The few people he liked were his companions and, boy, what lovely companions he had. In the second season, the producers decided to lighten things up by casting Katy Manning as Jo Grant, a scatter-brained beauty so sexy that she once posed topless for a magazine with a Dalek (you can see the original here and a wonderful Lego recreation here). She was what in the 1970s they called a sexpot. Sadly, the species died out when Barbara Castle introduced women's equality. The first lines of dialogue between the Doctor and Jo captures the spirit of their alliance: Jo enters the Doctor's laboratory and knocks something over. He says,
Doctor: Look, I said I don't want any tea today, thank you.
Jo Grant: I'm not the tea lady.
Doctor: Then what the blazes are you doing in here? Don't you know this area is strictly out of bounds to everybody except the tea lady and the Brigadier's personal staff?
Jo Grant: I'm your new assistant.
Doctor: Oh, no.
Oh yes. But what started as a comic mismatch grew into something rather beautiful. Maybe even love.
Between the Doctor and the Master, however, there was mostly only hate. Things went a bit James Bondy under Pertwee and it was decided that he should have his very own Blofeld. For that they cast Roger Delgado as The Master, who was forever disguised as a vicar or standing over a machine with a radar dish attached that goes "wee-wee-wee-wee" (electronic noise was the soundtrack to Pertwee's era – the music was a series of whistles and farts produced on a synthesizer). He also did that classic Seventies bad guy thing of hiding his real identity behind transparent name changes: "Retsam is the Master backwards!" Quelle surprise.
As time wore on, the show succumbed to the same problems that afflicted other eras: the production staff got lazy and deferred to the star's increasingly eccentric characterisation. Pertwee's hair grew so big that it got its own dressing room. The stories, once witty political parables, became long-winded bores about some news story or other. And the production design nadir was The Invasion of the Dinosaurs, an ambitious attempt to have London over-run with dinosaurs that lacked the cash to see it through. Critics pointed out that the tyrannosaurus rex looked eerily like Basil Brush.
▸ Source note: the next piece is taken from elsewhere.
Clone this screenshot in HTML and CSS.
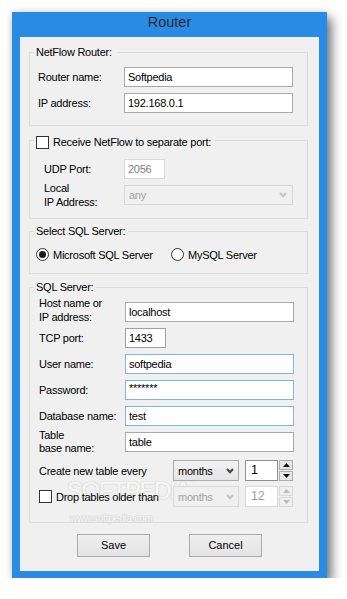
FILE: index.html
```html
<!DOCTYPE html>
<html>
<head>
<meta charset="utf-8">
<title>Router</title>
<link rel="stylesheet" href="styles.css">
</head>
<body>
<div class="window">
  <div class="titlebar">Router</div>
  <div class="client">
    <div class="wm-logo">SOFTPEDIA<span class="tm">™</span></div>
    <div class="wm-url">www.softpedia.com</div>

    <fieldset class="group g1">
      <legend class="legend legend-wide">NetFlow Router:</legend>
      <div class="rows rows-g1">
        <div class="row"><span class="lbl">Router name:</span><span class="field">Softpedia</span></div>
        <div class="row"><span class="lbl">IP address:</span><span class="field">192.168.0.1</span></div>
      </div>
    </fieldset>

    <fieldset class="group g2">
      <legend class="legend legend-check"><span class="chk"></span><span class="legend-text">Receive NetFlow to separate port:</span></legend>
      <div class="rows rows-g2">
        <div class="row"><span class="lbl lbl-g2">UDP Port:</span><span class="field field-short disabled">2056</span></div>
        <div class="row row-tall"><span class="lbl lbl-g2 two-line">Local<br>IP Address:</span><span class="combo combo-wide disabled"><span>any</span><svg class="chev" width="8" height="6" viewBox="0 0 8 6"><polyline points="1,1 4,4.2 7,1" fill="none" stroke="currentColor" stroke-width="2"/></svg></span></div>
      </div>
    </fieldset>

    <fieldset class="group g3">
      <legend class="legend">Select SQL Server:</legend>
      <div class="rows rows-g3">
        <div class="radio-row">
          <span class="radio-item first"><span class="radio checked"></span><span>Microsoft SQL Server</span></span>
          <span class="radio-item"><span class="radio"></span><span>MySQL Server</span></span>
        </div>
      </div>
    </fieldset>

    <fieldset class="group g4">
      <legend class="legend">SQL Server:</legend>
      <div class="rows rows-g4">
        <div class="row row-host"><span class="lbl two-line">Host name or<br>IP address:</span><span class="field field-host">localhost</span></div>
        <div class="row"><span class="lbl">TCP port:</span><span class="field field-short dark">1433</span></div>
        <div class="row"><span class="lbl">User name:</span><span class="field blue">softpedia</span></div>
        <div class="row"><span class="lbl">Password:</span><span class="field blue pwd">*******</span></div>
        <div class="row"><span class="lbl">Database name:</span><span class="field blue">test</span></div>
        <div class="row"><span class="lbl two-line tight">Table<br>base name:</span><span class="field">table</span></div>
        <div class="row row-create">
          <span class="lbl-long">Create new table every</span>
          <span class="combo combo-small"><span>months</span><svg class="chev" width="8" height="6" viewBox="0 0 8 6"><polyline points="1,1 4,4.2 7,1" fill="none" stroke="currentColor" stroke-width="2"/></svg></span>
          <span class="num">1</span>
          <span class="spin"><span class="spin-btn"><svg width="7" height="4" viewBox="0 0 7 4"><polygon points="0,4 3.5,0 7,4" fill="currentColor"/></svg></span><span class="spin-btn"><svg width="7" height="4" viewBox="0 0 7 4"><polygon points="0,0 3.5,4 7,0" fill="currentColor"/></svg></span></span>
        </div>
        <div class="row row-drop">
          <span class="chk"></span>
          <span class="lbl-drop">Drop tables older than</span>
          <span class="combo combo-small disabled"><span>months</span><svg class="chev" width="8" height="6" viewBox="0 0 8 6"><polyline points="1,1 4,4.2 7,1" fill="none" stroke="currentColor" stroke-width="2"/></svg></span>
          <span class="num disabled">12</span>
          <span class="spin disabled"><span class="spin-btn"><svg width="7" height="4" viewBox="0 0 7 4"><polygon points="0,4 3.5,0 7,4" fill="currentColor"/></svg></span><span class="spin-btn"><svg width="7" height="4" viewBox="0 0 7 4"><polygon points="0,0 3.5,4 7,0" fill="currentColor"/></svg></span></span>
        </div>
      </div>
    </fieldset>

    <div class="buttons">
      <span class="btn">Save</span>
      <span class="btn">Cancel</span>
    </div>
  </div>
</div>
</body>
</html>
```
FILE: styles.css
```css
* { box-sizing: border-box; }

body {
  margin: 0;
  background: #ffffff;
  font-family: "Liberation Sans", Arial, sans-serif;
  font-size: 11px;
  letter-spacing: -0.25px;
  color: #000;
}

.window {
  margin: 12px 0 0 12px;
  width: 315px;
  height: 566px;
  background: #2a8be4;
  padding: 0 8px 7px;
  display: flex;
  flex-direction: column;
  box-shadow: 5px 6px 10px rgba(0, 0, 0, 0.5), 0 0 8px rgba(0, 0, 0, 0.12);
}

.titlebar {
  height: 25px;
  padding-top: 2px;
  line-height: 16px;
  text-align: center;
  font-size: 14.5px;
  letter-spacing: 0;
  color: #2b2b2b;
}

.client {
  flex: 1;
  background: #f0f0f0;
  padding: 8px 11px 0 9px;
  position: relative;
  z-index: 0;
}

/* group boxes */
.group {
  margin: 0;
  padding: 0;
  border: 1px solid #dcdcdc;
  min-width: 0;
}
.g2 { margin-top: 7px; }
.g3 { margin-top: 5px; }
.g4 { margin-top: 6px; }

.legend {
  margin-left: 4px;
  padding: 0 3px 0 2px;
  height: 14px;
  line-height: 14px;
}
.legend-wide { padding-right: 6px; }
.legend-check {
  display: flex;
  align-items: flex-start;
  gap: 4px;
}
.legend-check .chk { margin-top: 3px; }
.legend-text { margin-top: 2px; }

.rows { display: flex; flex-direction: column; }
.rows-g1 { padding: 8px 16px 12px 8px; gap: 6px; }
.rows-g2 { padding: 12px 16px 9px 14px; gap: 2px; }
.rows-g3 { padding: 10px 6px 12px 6px; }
.rows-g4 { padding: 2px 15px 15px 9px; }

.row {
  display: flex;
  align-items: center;
  height: 20px;
}
.rows-g4 .row { margin-top: 6px; }
.rows-g4 .row-host { margin-top: 0; height: 26px; align-items: flex-start; }
.row-host .field { margin-top: 6px; }
.row-tall { height: 28px; }

.lbl { width: 86px; flex: none; }
.lbl-g2 { width: 80px; }
.two-line { line-height: 14px; }
.two-line.tight { line-height: 13px; }

/* text fields */
.field {
  width: 169px;
  height: 20px;
  flex: none;
  border: 1px solid #a9a9a9;
  background: #fff;
  padding: 0 3px;
  line-height: 18px;
  white-space: nowrap;
}
.field-short { width: 41px; }
.field.dark { border-color: #a0a0a0; }
.field.blue { border-color: #7eb4ea; }
.field.disabled { border-color: #d9d9d9; color: #808080; }
.pwd { line-height: 14px; font-size: 11px; }

/* combo boxes */
.combo {
  display: flex;
  align-items: center;
  justify-content: space-between;
  height: 20px;
  flex: none;
  border: 1px solid #acacac;
  background: linear-gradient(#f2f2f2, #e5e5e5);
  padding: 0 4px 0 4px;
  color: #000;
}
.combo .chev { color: #444; }
.combo-wide { width: 169px; padding-left: 4px; padding-right: 5px; }
.combo-small { width: 66px; height: 21px; }
.combo.disabled {
  background: #f0f0f0;
  border-color: #d9d9d9;
  color: #a0a0a0;
}
.combo.disabled .chev { color: #c4c4c4; }

/* checkbox / radio */
.chk {
  display: block;
  width: 13px;
  height: 13px;
  flex: none;
  border: 1px solid #333;
  background: #fff;
}
.radio-row { display: flex; align-items: center; height: 13px; }
.radio-item { display: flex; align-items: center; gap: 4px; }
.radio-item.first { width: 135px; }
.radio {
  width: 13px;
  height: 13px;
  flex: none;
  border: 1px solid #333;
  border-radius: 50%;
  background: #fff;
  display: flex;
  align-items: center;
  justify-content: center;
}
.radio.checked::after {
  content: "";
  width: 7px;
  height: 7px;
  border-radius: 50%;
  background: #1a1a1a;
}

/* create / drop rows */
.row-create { margin-top: 8px !important; height: 21px; }
.row-drop { margin-top: 5px !important; height: 21px; }
.lbl-long { width: 134px; flex: none; }
.lbl-drop { width: 117px; flex: none; margin-left: 4px; white-space: nowrap; }

.num {
  width: 33px;
  height: 21px;
  flex: none;
  margin-left: 6px;
  border: 1px solid #8f8f8f;
  background: #fff;
  padding-left: 5px;
  font-size: 12.5px;
  line-height: 19px;
}
.num.disabled { border-color: #d9d9d9; color: #a0a0a0; }

.spin {
  display: flex;
  flex-direction: column;
  gap: 1px;
  margin-left: 1px;
  flex: none;
}
.spin-btn {
  width: 14px;
  height: 10px;
  border: 1px solid #acacac;
  background: #e6e6e6;
  display: flex;
  align-items: center;
  justify-content: center;
  color: #111;
}
.spin.disabled .spin-btn { border-color: #d9d9d9; background: #efefef; color: #bdbdbd; }

/* buttons */
.buttons {
  display: flex;
  gap: 39px;
  margin-top: 11px;
  padding-left: 48px;
}
.btn {
  width: 73px;
  height: 23px;
  border: 1px solid #acacac;
  background: linear-gradient(#efefef, #e3e3e3);
  text-align: center;
  line-height: 21px;
  letter-spacing: 0;
}

/* watermark: painted behind the form content */
.wm-logo {
  position: absolute;
  z-index: -1;
  left: 47px;
  top: 440px;
  font-size: 24px;
  letter-spacing: -1.5px;
  color: #f6f6f6;
  text-shadow: 1px 0 0 #e0e0e0, -1px 0 0 #e0e0e0, 0 1px 0 #e0e0e0, 0 -1px 0 #e6e6e6;
}
.wm-logo .tm { font-size: 7px; vertical-align: top; letter-spacing: 0; }
.wm-url {
  position: absolute;
  z-index: -1;
  left: 50px;
  top: 476px;
  font-size: 10px;
  letter-spacing: -0.2px;
  color: #f6f6f6;
  text-shadow: 1px 0 0 #d8d8d8, -1px 0 0 #dcdcdc, 0 1px 0 #d8d8d8, 0 -1px 0 #e0e0e0;
}
```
So Jon Pertwee bailed out in 1974 and took his frilly shirts and Venusian sign language with him. Doctor Who was never quite the same again. His era represented the high point of the programme as a serious piece of science-fiction, a show that explored what contemporary life might be like if something small was changed and the effects of that change taken to their logical, apocalyptic conclusions. As Pertwee later put it, nothing frightens the audience more than, "a Yeti on your loo in Tooting Bec."
Not that Jon didn't have a sense of fun. Enjoy the funkadelic disco masterpiece that he recorded – lovingly reproduced at the top of this post with some smashing clips. Damn, he was cool.